No reversals reported.

FIRST DEPARTMENT

No reversals reported.

SECOND DEPARTMENT

CLICK TO READ People v. Naquan Hill, Docket # 2018-10497

Sentence as a Persistent Violent Felony Offender to Burglary in the Second Degree reversed.  Defendant was improperly adjudicated a Persistent Violent Felony Offender (New York’s mandatory Three Strikes Law) because Defendant committed the second predicate violent felony offense before he was sentenced for the first predicate violent felony offense.

Sentence reversed, remanded for resentencing.

THIRD DEPARTMENT

CLICK TO READ People v. Casey J. Callahan, Docket # 110027

Conviction after trial of Murder in the Second Degree reversed, new trial ordered. 

In 2000, defendant, a truck driver, and his wife (hereinafter the victim) stopped at a truck stop allegedly because the victim had to use the restroom. The truck stop was located in Pennsylvania just shy of the New York border. After the victim exited the cab, defendant slowly moved the truck, and she was fatally run over by it.

In 2016, Defendant was indicted for Murder in the Second Degree.  The issue in the case was whether this was an accident or an intentional killing.  Prior to trial, the People made a Molineaux application to offer instances of verbal and emotional abuse by Defendant against his wife.  However, the Defendant’s niece proceeded to testify as to instances of physical abuse, some of which she observed, and some of which the wife allegedly told the niece had occurred when the niece was not present.

One witness testified that Defendant told the witness prior to the incident that he could make his truck run over someone and make it look like an accident.  There was evidence that Defendant and his wife had a tumultuous marriage.  Defendant testified that when he told the witness these things, he was only joking, and that the killing was an accident.  There was also evidence at trial that a Pennsylvania law enforcement officer and an insurance investigator both concluded this was an accident.

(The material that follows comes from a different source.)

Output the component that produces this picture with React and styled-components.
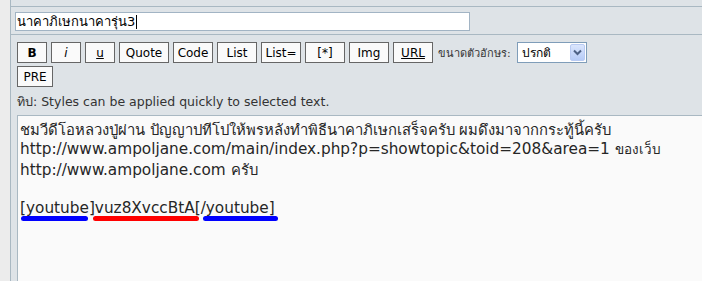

The Third Department reversed, finding that the testimony exceeded the Molineaux application, and the hearsay also deprived Defendant of a fair trial.  New trial ordered.

FOURTH DEPARTMENT

CLICK TO READ People v. Austin Pratt, Docket # 19-01730

People’s appeal of an order granting Defendant’s motion to dismiss the Indictment, order reversed, case remanded.

Defendant moved to dismiss the Indictment on Speedy Trial grounds.  He was arrested on June 20, 2018, indicted on September 7, 2018 with Predatory Sexual Assault Against a Child, Criminal Sexual Act in the First Degree, Use of a Child in a Sexual Performance, Promoting a Sexual Performance by a Child, Possessing a Sexual Performance by a Child, Endangering the Welfare of a Child.  Defendant was arraigned on September 13, 2018 and the People announced ready for trial. 

Trial was scheduled to commence on May 7, 2019. On May 1, 2019, however, the People withdrew their statement of readiness for trial, stating that new evidence had been discovered that required further investigation because it might contain exculpatory information.  Defendant thereafter moved to dismiss the indictment on speedy trial grounds, and County Court granted the motion. The court determined that the purported new evidence had been in the People’s possession for the majority of the postreadiness period, and that the People’s failure to properly inspect the evidence in their possession until the week before trial amounted to a lack of ordinary diligence. The court therefore held that the People’s original statement of readiness was illusory, and the court charged the People with the entire postreadiness period.

The Fourth Department reversed, finding that the People did not delay the case for more than 6 months and therefore, Defendant’s right to a Speedy Trial was not violated on CPL 30.30.  Defendant failed to establish that the People were not ready for trial on September 13, 2018, and the People’s subsequent withdrawal of their statement of readiness did not render their original statement illusory.

Order reversed, motion to dismiss denied, case reinstated.

CLICK TO READ People v. Bernard Dortch, Docket # 18-01289

Conviction of Criminal Possession of a Weapon in the Second Degree after a bench trial reversed, motion to suppress physical evidence and statements granted, Indictment dismissed. 

Police approached Defendant as he was standing on a sidewalk and police mistook him for his brother.  The brother had 2 outstanding arrest warrants.  Defendant fled when police approached him, he was apprehended and a loaded revolver was found in his jacket pocket.  Defendant made post-Miranda statements admitting to possession of the gun.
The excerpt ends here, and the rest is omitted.